After my initial skepticism and mild disgust at how easily ChatGPT cranks out answers, I decided to use it for my first piece of fiction on Wormhole Stories. To be clear, every scene of Broken Dreamscapes I wrote myself. Painstakingly. Sentence after sentence for hours. Even for someone who wants to embrace AI as a writing tool, it felt dirty to have it write the actual fiction. I'd be tricking you, the reader, and that's the last thing I wanted to do. Besides, I enjoy playing with language to write something that's unique, quirky, me. So I’ve written everything myself.
However, ChatGPT has been tremendously helpful for everything around the actual writing. It's at its best when I give it a long prompt with a particular idea, a tiny seed, and ask it to give me some suggestions that build on that idea. For example, I knew I wanted Broken Dreamscapes to be about some kind of device with weird powers in a science-fiction world. I asked ChatGPT for a few interesting settings and eventually it gave me the Dream Nexus.

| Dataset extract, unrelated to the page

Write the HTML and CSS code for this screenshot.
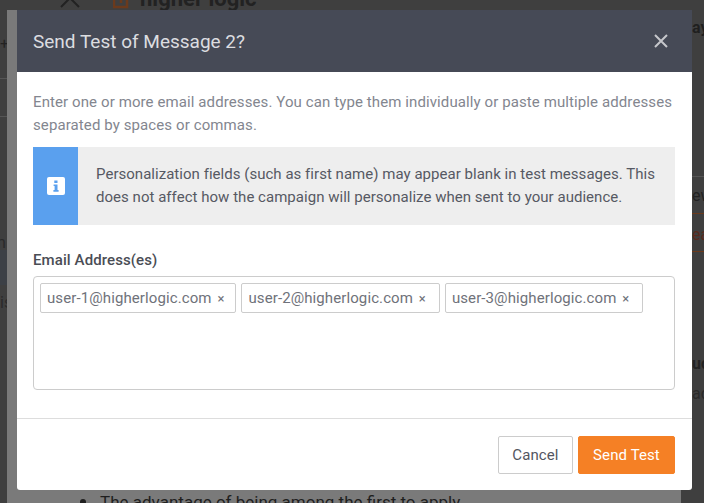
FILE: index.html
```html
<!DOCTYPE html>
<html>
<head>
  <meta charset="utf-8" />
  <meta name="viewport" content="width=device-width, initial-scale=1" />
  <title>Send Test of Message 2?</title>
  <link rel="stylesheet" href="styles.css">
</head>
<body>

  <!-- page dimmed behind the dialog -->
  <div class="behind">
    <div class="tint"></div>
    <svg class="bg-x" width="20" height="10" viewBox="0 0 20 10"><path d="M1 9 L10 0 L19 9" fill="none" stroke="#222" stroke-width="2"/></svg>
    <svg class="bg-logo" width="16" height="10" viewBox="0 0 16 10"><path d="M1 0 V8 H14 V0 M8 0 V4" fill="none" stroke="#6b3a1c" stroke-width="2.5"/></svg>
    <span class="bg-text bg-brand">higher logic</span>
    <span class="bg-text bg-plus">+</span>
    <span class="bg-rule bg-l1"></span>
    <span class="bg-rule bg-l2"></span>
    <span class="bg-text bg-gn">gn</span>
    <span class="bg-text bg-is">is</span>
    <span class="bg-text bg-ay">ay</span>
    <span class="bg-rule bg-r1"></span>
    <span class="bg-text bg-ew">ew</span>
    <span class="bg-rule bg-r2"></span>
    <span class="bg-text bg-ea">ea</span>
    <span class="bg-rule bg-r3"></span>
    <span class="bg-text bg-uc">uc</span>
    <span class="bg-text bg-ad">ad</span>
    <div class="sheet"></div>
    <span class="bg-text bg-item">The advantage of being among the first to apply</span>
    <span class="bg-dot"></span>
  </div>

  <div class="modal">
    <header class="modal-head">
      <h1>Send Test of Message 2?</h1>
      <svg class="close" width="14" height="14" viewBox="0 0 14 14"><path d="M1 1 L13 13 M13 1 L1 13" fill="none" stroke="#c6c7cb" stroke-width="2"/></svg>
    </header>

    <div class="modal-body">
      <p class="intro">Enter one or more email addresses. You can type them individually or paste multiple addresses separated by spaces or commas.</p>

      <div class="alert">
        <div class="alert-icon">
          <svg width="18" height="18" viewBox="0 0 18 18">
            <rect width="18" height="18" rx="2" fill="#fff"/>
            <path d="M7.3 3.4h3.2v2.6H7.3z M6.6 7.4h3.9v5.6h1.1v1.7H6.4V13h1.2V9.1h-1z" fill="#5aa0ee"/>
          </svg>
        </div>
        <p>Personalization fields (such as first name) may appear blank in test messages. This does not affect how the campaign will personalize when sent to your audience.</p>
      </div>

      <label class="field-label">Email Address(es)</label>
      <div class="tags">
        <span class="tag">user-1@higherlogic.com <i>×</i></span>
        <span class="tag">user-2@higherlogic.com <i>×</i></span>
        <span class="tag">user-3@higherlogic.com <i>×</i></span>
      </div>
    </div>

    <footer class="modal-foot">
      <button class="btn">Cancel</button>
      <button class="btn btn-send">Send Test</button>
    </footer>
  </div>

</body>
</html>
```

FILE: styles.css
```css
* {
  box-sizing: border-box;
}
html, body {
  margin: 0;
  height: 503px;
  overflow: hidden;
}
body {
  position: relative;
  padding: 10px 12px 0 17px;
  font: 15px/23px Roboto, Arial, sans-serif;
  color: #5d6069;
  background: #3f3f3f;
}

/* behind the dialog */
.behind {
  position: absolute;
  top: 0;
  left: 0;
  width: 704px;
  height: 503px;
  overflow: hidden;
}
.sheet {
  position: absolute;
  left: 7px;
  top: 10px;
  width: 674px;
  height: 493px;
  background: #7a7a7a;
}
.tint {
  position: absolute;
  left: 0;
  top: 250px;
  width: 7px;
  height: 35px;
  background: #3c4046;
}
.bg-text {
  position: absolute;
  font-size: 16px;
  line-height: 20px;
  color: #222;
  white-space: nowrap;
}
.bg-rule {
  position: absolute;
  height: 1px;
  background: #555;
}
.bg-x { position: absolute; left: 60px; top: -2px; }
.bg-logo { position: absolute; left: 113px; top: -1px; }
.bg-brand { left: 140px; top: -11px; font-size: 22px; font-weight: 700; }
.bg-plus { left: 0; top: 34px; font-size: 15px; }
.bg-l1 { left: 0; top: 78px; width: 7px; }
.bg-l2 { left: 0; top: 116px; width: 7px; }
.bg-gn { left: -12px; top: 233px; color: #2a2a2a; }
.bg-is { left: 0; top: 293px; color: #2a2a2a; }
.bg-ay { left: 692px; top: 18px; font-weight: 700; color: #1f1f1f; }
.bg-r1 { left: 692px; top: 176px; width: 12px; }
.bg-ew { left: 692px; top: 186px; color: #222; }
.bg-r2 { left: 692px; top: 213px; width: 12px; background: #6b3a1c; }
.bg-ea { left: 692px; top: 225px; color: #5a2a1c; }
.bg-r3 { left: 692px; top: 251px; width: 12px; background: #6b3a1c; }
.bg-uc { left: 692px; top: 354px; font-weight: 700; color: #222; }
.bg-ad { left: 692px; top: 384px; color: #2a2a2a; }
.bg-item { left: 100px; top: 492px; color: #1f1f1f; font-size: 17px; }
.bg-dot {
  position: absolute;
  left: 80px;
  top: 499px;
  width: 6px;
  height: 6px;
  border-radius: 50%;
  background: #1f1f1f;
}

/* dialog */
.modal {
  position: relative;
  width: 675px;
  height: 480px;
  display: flex;
  flex-direction: column;
  background: #fff;
  border-radius: 0 0 3px 3px;
}
.modal-head {
  height: 62px;
  flex: none;
  display: flex;
  align-items: center;
  justify-content: space-between;
  padding: 0 24px 0 16px;
  background: #464a56;
}
.modal-head h1 {
  margin: 1px 0 0;
  font-size: 19px;
  font-weight: 400;
  color: #dcdde0;
}
.close {
  display: block;
}
.modal-body {
  flex: 1;
  padding: 19px 17px 0 16px;
}
.intro {
  margin: 0 0 10px;
  color: #83868f;
  letter-spacing: .1px;
}
.alert {
  display: flex;
  height: 78px;
  background: #eee;
}
.alert-icon {
  width: 45px;
  flex: none;
  display: flex;
  align-items: center;
  justify-content: center;
  background: #5aa0ee;
}
.alert p {
  margin: 0;
  padding: 16px 18px;
  color: #565963;
  letter-spacing: .03px;
}
.field-label {
  display: block;
  margin: 24px 0 4px;
  font-weight: 500;
  color: #4a4d55;
  letter-spacing: .1px;
}
.tags {
  height: 114px;
  display: flex;
  align-items: flex-start;
  gap: 5px;
  padding: 6px;
  border: 1px solid #ccc;
  border-radius: 4px;
}
.tag {
  height: 30px;
  padding: 0 13px 0 6px;
  line-height: 28px;
  border: 1px solid #ccc;
  border-radius: 2px;
  color: #6f727a;
  letter-spacing: .1px;
  white-space: nowrap;
}
.tag:first-child {
  padding-right: 11px;
}
.tag i {
  margin-left: 2px;
  font-style: normal;
  font-size: 13px;
}
.modal-foot {
  flex: none;
  display: flex;
  justify-content: flex-end;
  gap: 5px;
  height: 72px;
  padding: 17px 17px 0 0;
  border-top: 1px solid #ddd;
}
.btn {
  height: 38px;
  width: 75px;
  padding: 0;
  font: 15px Roboto, Arial, sans-serif;
  letter-spacing: .1px;
  color: #53565f;
  background: #fff;
  border: 1px solid #ccc;
  border-radius: 2px;
}
.btn-send {
  width: 97px;
  color: #fff;
  background: #f58025;
  border-color: #f58025;
}
```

But here's what's important: ChatGPT gave me many other suggestions too. Most were garbage. Even its suggestion about the Dream Nexus wasn't very good at first, but it was good enough that it got me thinking about it. I asked it to elaborate, came up with my own ideas, added those to my prompts, and slowly we began building something that I thought was good enough to create a story about.
Here’s another example. During the final scene of Broken Dreamscapes, I wanted the offdream community to have a mural on a factory wall. Instead of breaking my head over what it could be, I asked ChatGPT to give me some suggestions. Because everything about Broken Dreamscapes is in one long chat, ChatGPT had all the context it needed to come up with a few suggestions, one of which was the large tree with mechanical roots, which I liked enough to put into the story.
It was a collaborative process. If I hadn't come up with the idea of the mural on the factory wall, there wouldn't have been one. And it wasn't always that easy either. I'd spend hours going back and forth with ChatGPT because I was dissatisfied with its answers. But the process of trying to clarify what I wanted to the AI actually helped me understand the story better too.
It makes me think of this: During his interview with Anderson Cooper, the legendary music producer Rick Rubin went viral when he said he couldn't play a musical instrument, couldn't work a soundboard, and doesn't know anything about music. Cooper was baffled. When he asked what Rubin got paid for, he said it was the confidence in his taste and his ability to express how he feels.
Although not as extreme, there's a similarity with how I felt using ChatGPT for Broken Dreamscapes. It's no longer purely about creation, about coming up with ideas from absolute scratch. It's more about curation, about choosing the ideas that you like and that make sense within the story.
Again, I want to emphasize that I did all the writing myself. That still felt like the right thing to do, and it often took the story in unexpected directions without the help of ChatGPT. But whenever I was trying to figure out how the story could continue or whenever I got stuck and needed a particular idea, I went back and forth with ChatGPT until we landed on something that I was excited to write about.
Is this blasphemy? Some writers will probably believe so. And perhaps this will never produce truly original fiction, as Ted Chiang argues in his New Yorker essay. But I believe it can. Where ChatGPT is the tinder, the human mind is the spark.